Obat yang diproduksi pabrik lain itu hanya memiliki kadaluarsa 2 tahun, padahal standarnya harus 3 tahun. Kimia Farma sendiri biasa memproduksi paracetamol dengan masa kadaluarsa 5 tahun.

"Sebenarnya obatnya tidak apa-apa, karena masih baru dibuatnya. Hanya saja, karena ternyata obat ini dibuat oleh sebuah pabrik baru, sesuai aturan BPOM, perusahaan baru hanya boleh mencantumkan masa kadarluarsa 2 tahun," katanya.

Kimia Farma pun menarik kembali paracetamol yang sudah dikirimkan ke Dinas Kesehatan Surabaya untuk dikembalikan ke pabrik pembuatnya dan diberi label ulang. Namun untuk mengurangi biaya distribusi, labelisasi ulang dilakukan oleh Kimia Farma sendiri dengan seizin pabrik pembuatnya. Padahal, menurut aturan, labelisasi hanya boleh dilakukan oleh pabrik pembuatnya.

"Kalau sudah begini, yang salah kitanya atau regulasinya? Kita kan hanya ingin mengefisienkan biaya distribusi. Masa kalau pabriknya di Papua, kita harus kirim lagi ke Papua, lalu dibalikin lagi?" katanya.

Saat ini, Kimia Farma masih menunggu kejelasan dari pihak-pihak berwenang. Jika yang dipermasalahkan adalah labelisasi yang dilakukan Kimia Farma sendiri, maka itu termasuk kesalahan administratif, yang berwenang memberi hukuman administratif adalah BPOM.

Obat Generik


Kimia Farma menargetkan kenaikan laba bersih tahun ini sebesar 26,9 persen dari laba tahun lalu yang mencapai Rp 52 miliar yang antara lain didukung oleh kenaikan harga obat generik.

Target ini memungkinkan karena pasar farmasi nasional diprediksi akan tumbuh sekitar 9 persen. Sehingga berdampak pada penjualan perseroan yang diharapkan ikut naik 16,74 persen dari 2007 yang sebesar Rp 2,366 triliun.

"Kita berharap  kenaikan laba 26 persen karena ada kenaikan pasar.

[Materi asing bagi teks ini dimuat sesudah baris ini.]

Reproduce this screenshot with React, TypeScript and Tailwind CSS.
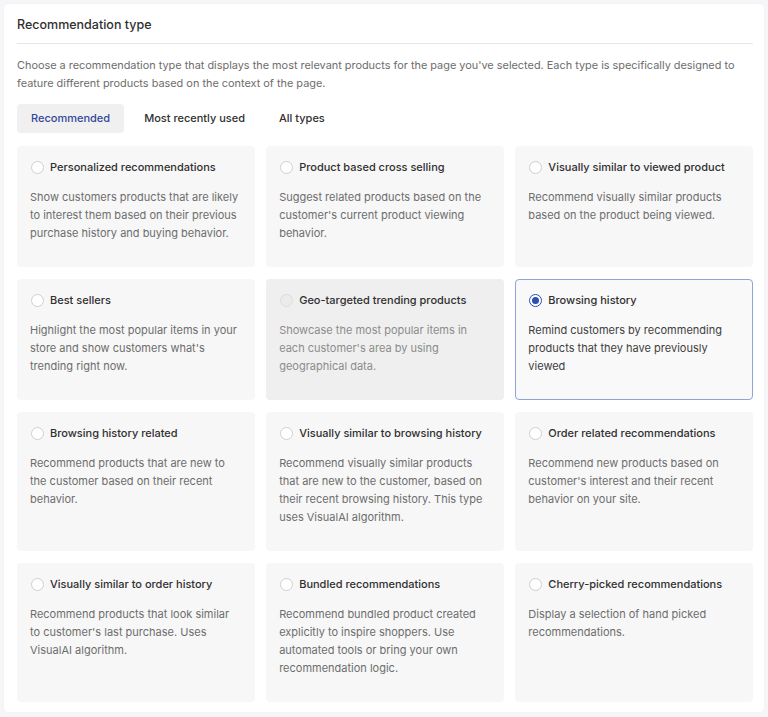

Karena waktu 2006 pasar obat sempat kontraksi 1,56 persen tapi di 2007 tumbuh 9 persen lebih," kata Sjamsul.

Namun ia menegaskan, kenaikan pasar obat ini akan sangat dipengaruhi harga obat di pasaran, termasuk obat generik. Karena dari penjualan Kimia Farma yang sebesar Rp 2,3 triliun, sekitar 40 persen diantaranya adalah penjualan obat generik dan 60 persen sisanya non generik.

Untuk harga obat generik, pemerintah baru saja menaikkan harga obat ini. Seperti untuk amoxilin, dari harga Rp 300 per butir naik jadi Rp 370 per butir. Meski dinilai belum maksimal, kenaikan ini masih ditanggapi positif pengusaha dibanding tidak naik sama sekali.

"Kita lihat sampai Juni nanti. Kalau harga bahan obatnya turun, maka kita masih bisa produksi. Tapi kalau ternyata naik, kita gak tahu harus gimana. Sementara sampai Juni ini kita masih punya stoknya," jelasnya.

Ia memberi gambaran, kalau harga bahan obat amoxilin masih dikisaran  US$ 40 per kg, maka harga amoxilin generik masih bisa diterima di harga Rp 370 per butir. Sementara kalau harga bahan obat amoxilinnya sudah mencapai US$ 50 per kg, maka harga Rp 370 per butir sudah tidak sesuai lagi.